* Dataset excerpt *

START

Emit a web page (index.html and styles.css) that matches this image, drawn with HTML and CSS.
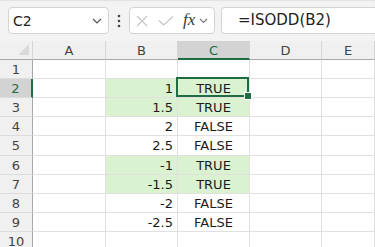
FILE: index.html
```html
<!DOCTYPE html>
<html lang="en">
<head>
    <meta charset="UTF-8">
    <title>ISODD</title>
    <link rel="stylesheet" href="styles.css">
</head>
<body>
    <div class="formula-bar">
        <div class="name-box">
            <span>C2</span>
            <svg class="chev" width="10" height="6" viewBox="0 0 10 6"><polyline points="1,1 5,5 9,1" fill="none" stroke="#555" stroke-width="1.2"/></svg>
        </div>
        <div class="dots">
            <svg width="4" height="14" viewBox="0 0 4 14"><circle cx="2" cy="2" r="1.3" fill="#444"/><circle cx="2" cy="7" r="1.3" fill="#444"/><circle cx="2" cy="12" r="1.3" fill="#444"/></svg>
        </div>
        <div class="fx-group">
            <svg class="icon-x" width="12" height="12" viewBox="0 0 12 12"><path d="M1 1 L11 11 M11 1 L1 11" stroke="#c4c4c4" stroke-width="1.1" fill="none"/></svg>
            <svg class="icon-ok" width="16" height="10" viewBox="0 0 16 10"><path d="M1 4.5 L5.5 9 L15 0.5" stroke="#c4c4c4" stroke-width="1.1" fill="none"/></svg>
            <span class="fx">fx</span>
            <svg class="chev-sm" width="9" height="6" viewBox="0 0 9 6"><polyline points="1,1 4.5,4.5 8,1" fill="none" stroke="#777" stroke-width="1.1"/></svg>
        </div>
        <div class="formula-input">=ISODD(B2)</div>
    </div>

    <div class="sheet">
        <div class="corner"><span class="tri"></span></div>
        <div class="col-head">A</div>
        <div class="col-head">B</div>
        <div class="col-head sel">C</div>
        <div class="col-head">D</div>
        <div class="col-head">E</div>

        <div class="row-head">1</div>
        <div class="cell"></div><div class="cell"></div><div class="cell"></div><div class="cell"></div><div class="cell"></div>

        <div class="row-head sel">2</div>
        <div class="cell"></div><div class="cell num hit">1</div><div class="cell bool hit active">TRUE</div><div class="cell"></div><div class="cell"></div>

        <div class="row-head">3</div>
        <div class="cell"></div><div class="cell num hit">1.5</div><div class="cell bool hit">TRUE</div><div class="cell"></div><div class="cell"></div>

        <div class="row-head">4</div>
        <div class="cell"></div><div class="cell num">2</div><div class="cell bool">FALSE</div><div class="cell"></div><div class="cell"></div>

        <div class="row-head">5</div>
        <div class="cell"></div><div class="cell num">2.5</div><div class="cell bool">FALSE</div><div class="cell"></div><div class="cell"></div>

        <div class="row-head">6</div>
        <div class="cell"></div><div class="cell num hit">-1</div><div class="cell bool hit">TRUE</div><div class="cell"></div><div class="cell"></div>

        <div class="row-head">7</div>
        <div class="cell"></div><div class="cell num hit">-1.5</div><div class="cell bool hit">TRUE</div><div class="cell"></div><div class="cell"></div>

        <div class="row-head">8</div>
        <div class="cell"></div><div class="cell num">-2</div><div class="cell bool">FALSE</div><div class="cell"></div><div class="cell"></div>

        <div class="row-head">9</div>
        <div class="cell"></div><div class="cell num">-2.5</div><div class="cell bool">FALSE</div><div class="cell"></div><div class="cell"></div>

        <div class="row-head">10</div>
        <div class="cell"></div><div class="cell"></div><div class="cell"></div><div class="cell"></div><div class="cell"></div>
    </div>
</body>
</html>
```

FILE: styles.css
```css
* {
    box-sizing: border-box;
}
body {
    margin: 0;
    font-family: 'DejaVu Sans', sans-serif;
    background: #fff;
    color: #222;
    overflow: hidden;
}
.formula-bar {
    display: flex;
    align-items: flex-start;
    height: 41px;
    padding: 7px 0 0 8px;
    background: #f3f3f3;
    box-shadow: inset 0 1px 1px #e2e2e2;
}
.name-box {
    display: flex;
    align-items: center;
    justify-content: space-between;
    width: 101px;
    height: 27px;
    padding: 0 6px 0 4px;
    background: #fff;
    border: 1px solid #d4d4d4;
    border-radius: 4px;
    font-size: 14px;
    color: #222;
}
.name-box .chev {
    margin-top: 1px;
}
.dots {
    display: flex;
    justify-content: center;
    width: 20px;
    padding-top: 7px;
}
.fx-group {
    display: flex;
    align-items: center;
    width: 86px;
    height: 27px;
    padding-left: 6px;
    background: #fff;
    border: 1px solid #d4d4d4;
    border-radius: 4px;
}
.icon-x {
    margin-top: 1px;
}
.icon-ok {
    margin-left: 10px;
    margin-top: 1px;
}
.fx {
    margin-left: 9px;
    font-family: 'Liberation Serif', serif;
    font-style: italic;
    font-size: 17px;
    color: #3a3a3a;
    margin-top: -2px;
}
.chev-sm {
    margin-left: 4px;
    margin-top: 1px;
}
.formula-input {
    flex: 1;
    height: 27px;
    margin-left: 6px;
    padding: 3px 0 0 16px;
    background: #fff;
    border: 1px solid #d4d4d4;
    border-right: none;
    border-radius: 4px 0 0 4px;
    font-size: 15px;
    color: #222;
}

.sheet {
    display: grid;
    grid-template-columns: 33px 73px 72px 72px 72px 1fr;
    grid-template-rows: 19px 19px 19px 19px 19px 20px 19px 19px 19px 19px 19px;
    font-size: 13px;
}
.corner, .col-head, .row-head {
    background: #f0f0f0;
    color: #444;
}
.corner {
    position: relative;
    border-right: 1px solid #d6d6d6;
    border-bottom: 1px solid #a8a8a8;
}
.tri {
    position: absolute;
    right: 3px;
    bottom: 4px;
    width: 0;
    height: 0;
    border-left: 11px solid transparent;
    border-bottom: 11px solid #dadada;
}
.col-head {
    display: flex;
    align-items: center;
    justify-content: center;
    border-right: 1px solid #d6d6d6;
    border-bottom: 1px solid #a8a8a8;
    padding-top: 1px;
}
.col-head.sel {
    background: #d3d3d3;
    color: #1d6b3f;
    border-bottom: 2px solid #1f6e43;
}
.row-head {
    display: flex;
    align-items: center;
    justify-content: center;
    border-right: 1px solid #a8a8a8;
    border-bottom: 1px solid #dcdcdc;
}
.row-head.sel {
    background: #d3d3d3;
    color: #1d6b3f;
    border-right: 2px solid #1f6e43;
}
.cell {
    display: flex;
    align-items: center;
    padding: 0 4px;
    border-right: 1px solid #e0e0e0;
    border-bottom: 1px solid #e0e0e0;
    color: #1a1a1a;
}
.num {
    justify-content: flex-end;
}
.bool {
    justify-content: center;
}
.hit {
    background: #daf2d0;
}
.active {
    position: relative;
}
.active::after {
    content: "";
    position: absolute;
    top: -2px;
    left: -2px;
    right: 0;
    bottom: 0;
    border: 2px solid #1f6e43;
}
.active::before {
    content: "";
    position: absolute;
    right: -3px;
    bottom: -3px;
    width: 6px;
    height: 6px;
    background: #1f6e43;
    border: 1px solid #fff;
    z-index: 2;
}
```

END

* The problem *
Copy each line exactly, and leave the pictures out of your copy.

* Response to this exercise *
Emit a web page (index.html and styles.css) that matches this image, drawn with HTML and CSS.
FILE: index.html
```html
<!DOCTYPE html>
<html lang="en">
<head>
    <meta charset="UTF-8">
    <title>ISODD</title>
    <link rel="stylesheet" href="styles.css">
</head>
<body>
    <div class="formula-bar">
        <div class="name-box">
            <span>C2</span>
            <svg class="chev" width="10" height="6" viewBox="0 0 10 6"><polyline points="1,1 5,5 9,1" fill="none" stroke="#555" stroke-width="1.2"/></svg>
        </div>
        <div class="dots">
            <svg width="4" height="14" viewBox="0 0 4 14"><circle cx="2" cy="2" r="1.3" fill="#444"/><circle cx="2" cy="7" r="1.3" fill="#444"/><circle cx="2" cy="12" r="1.3" fill="#444"/></svg>
        </div>
        <div class="fx-group">
            <svg class="icon-x" width="12" height="12" viewBox="0 0 12 12"><path d="M1 1 L11 11 M11 1 L1 11" stroke="#c4c4c4" stroke-width="1.1" fill="none"/></svg>
            <svg class="icon-ok" width="16" height="10" viewBox="0 0 16 10"><path d="M1 4.5 L5.5 9 L15 0.5" stroke="#c4c4c4" stroke-width="1.1" fill="none"/></svg>
            <span class="fx">fx</span>
            <svg class="chev-sm" width="9" height="6" viewBox="0 0 9 6"><polyline points="1,1 4.5,4.5 8,1" fill="none" stroke="#777" stroke-width="1.1"/></svg>
        </div>
        <div class="formula-input">=ISODD(B2)</div>
    </div>

    <div class="sheet">
        <div class="corner"><span class="tri"></span></div>
        <div class="col-head">A</div>
        <div class="col-head">B</div>
        <div class="col-head sel">C</div>
        <div class="col-head">D</div>
        <div class="col-head">E</div>

        <div class="row-head">1</div>
        <div class="cell"></div><div class="cell"></div><div class="cell"></div><div class="cell"></div><div class="cell"></div>

        <div class="row-head sel">2</div>
        <div class="cell"></div><div class="cell num hit">1</div><div class="cell bool hit active">TRUE</div><div class="cell"></div><div class="cell"></div>

        <div class="row-head">3</div>
        <div class="cell"></div><div class="cell num hit">1.5</div><div class="cell bool hit">TRUE</div><div class="cell"></div><div class="cell"></div>

        <div class="row-head">4</div>
        <div class="cell"></div><div class="cell num">2</div><div class="cell bool">FALSE</div><div class="cell"></div><div class="cell"></div>

        <div class="row-head">5</div>
        <div class="cell"></div><div class="cell num">2.5</div><div class="cell bool">FALSE</div><div class="cell"></div><div class="cell"></div>

        <div class="row-head">6</div>
        <div class="cell"></div><div class="cell num hit">-1</div><div class="cell bool hit">TRUE</div><div class="cell"></div><div class="cell"></div>

        <div class="row-head">7</div>
        <div class="cell"></div><div class="cell num hit">-1.5</div><div class="cell bool hit">TRUE</div><div class="cell"></div><div class="cell"></div>

        <div class="row-head">8</div>
        <div class="cell"></div><div class="cell num">-2</div><div class="cell bool">FALSE</div><div class="cell"></div><div class="cell"></div>

        <div class="row-head">9</div>
        <div class="cell"></div><div class="cell num">-2.5</div><div class="cell bool">FALSE</div><div class="cell"></div><div class="cell"></div>

        <div class="row-head">10</div>
        <div class="cell"></div><div class="cell"></div><div class="cell"></div><div class="cell"></div><div class="cell"></div>
    </div>
</body>
</html>
```

FILE: styles.css
```css
* {
    box-sizing: border-box;
}
body {
    margin: 0;
    font-family: 'DejaVu Sans', sans-serif;
    background: #fff;
    color: #222;
    overflow: hidden;
}
.formula-bar {
    display: flex;
    align-items: flex-start;
    height: 41px;
    padding: 7px 0 0 8px;
    background: #f3f3f3;
    box-shadow: inset 0 1px 1px #e2e2e2;
}
.name-box {
    display: flex;
    align-items: center;
    justify-content: space-between;
    width: 101px;
    height: 27px;
    padding: 0 6px 0 4px;
    background: #fff;
    border: 1px solid #d4d4d4;
    border-radius: 4px;
    font-size: 14px;
    color: #222;
}
.name-box .chev {
    margin-top: 1px;
}
.dots {
    display: flex;
    justify-content: center;
    width: 20px;
    padding-top: 7px;
}
.fx-group {
    display: flex;
    align-items: center;
    width: 86px;
    height: 27px;
    padding-left: 6px;
    background: #fff;
    border: 1px solid #d4d4d4;
    border-radius: 4px;
}
.icon-x {
    margin-top: 1px;
}
.icon-ok {
    margin-left: 10px;
    margin-top: 1px;
}
.fx {
    margin-left: 9px;
    font-family: 'Liberation Serif', serif;
    font-style: italic;
    font-size: 17px;
    color: #3a3a3a;
    margin-top: -2px;
}
.chev-sm {
    margin-left: 4px;
    margin-top: 1px;
}
.formula-input {
    flex: 1;
    height: 27px;
    margin-left: 6px;
    padding: 3px 0 0 16px;
    background: #fff;
    border: 1px solid #d4d4d4;
    border-right: none;
    border-radius: 4px 0 0 4px;
    font-size: 15px;
    color: #222;
}

.sheet {
    display: grid;
    grid-template-columns: 33px 73px 72px 72px 72px 1fr;
    grid-template-rows: 19px 19px 19px 19px 19px 20px 19px 19px 19px 19px 19px;
    font-size: 13px;
}
.corner, .col-head, .row-head {
    background: #f0f0f0;
    color: #444;
}
.corner {
    position: relative;
    border-right: 1px solid #d6d6d6;
    border-bottom: 1px solid #a8a8a8;
}
.tri {
    position: absolute;
    right: 3px;
    bottom: 4px;
    width: 0;
    height: 0;
    border-left: 11px solid transparent;
    border-bottom: 11px solid #dadada;
}
.col-head {
    display: flex;
    align-items: center;
    justify-content: center;
    border-right: 1px solid #d6d6d6;
    border-bottom: 1px solid #a8a8a8;
    padding-top: 1px;
}
.col-head.sel {
    background: #d3d3d3;
    color: #1d6b3f;
    border-bottom: 2px solid #1f6e43;
}
.row-head {
    display: flex;
    align-items: center;
    justify-content: center;
    border-right: 1px solid #a8a8a8;
    border-bottom: 1px solid #dcdcdc;
}
.row-head.sel {
    background: #d3d3d3;
    color: #1d6b3f;
    border-right: 2px solid #1f6e43;
}
.cell {
    display: flex;
    align-items: center;
    padding: 0 4px;
    border-right: 1px solid #e0e0e0;
    border-bottom: 1px solid #e0e0e0;
    color: #1a1a1a;
}
.num {
    justify-content: flex-end;
}
.bool {
    justify-content: center;
}
.hit {
    background: #daf2d0;
}
.active {
    position: relative;
}
.active::after {
    content: "";
    position: absolute;
    top: -2px;
    left: -2px;
    right: 0;
    bottom: 0;
    border: 2px solid #1f6e43;
}
.active::before {
    content: "";
    position: absolute;
    right: -3px;
    bottom: -3px;
    width: 6px;
    height: 6px;
    background: #1f6e43;
    border: 1px solid #fff;
    z-index: 2;
}
```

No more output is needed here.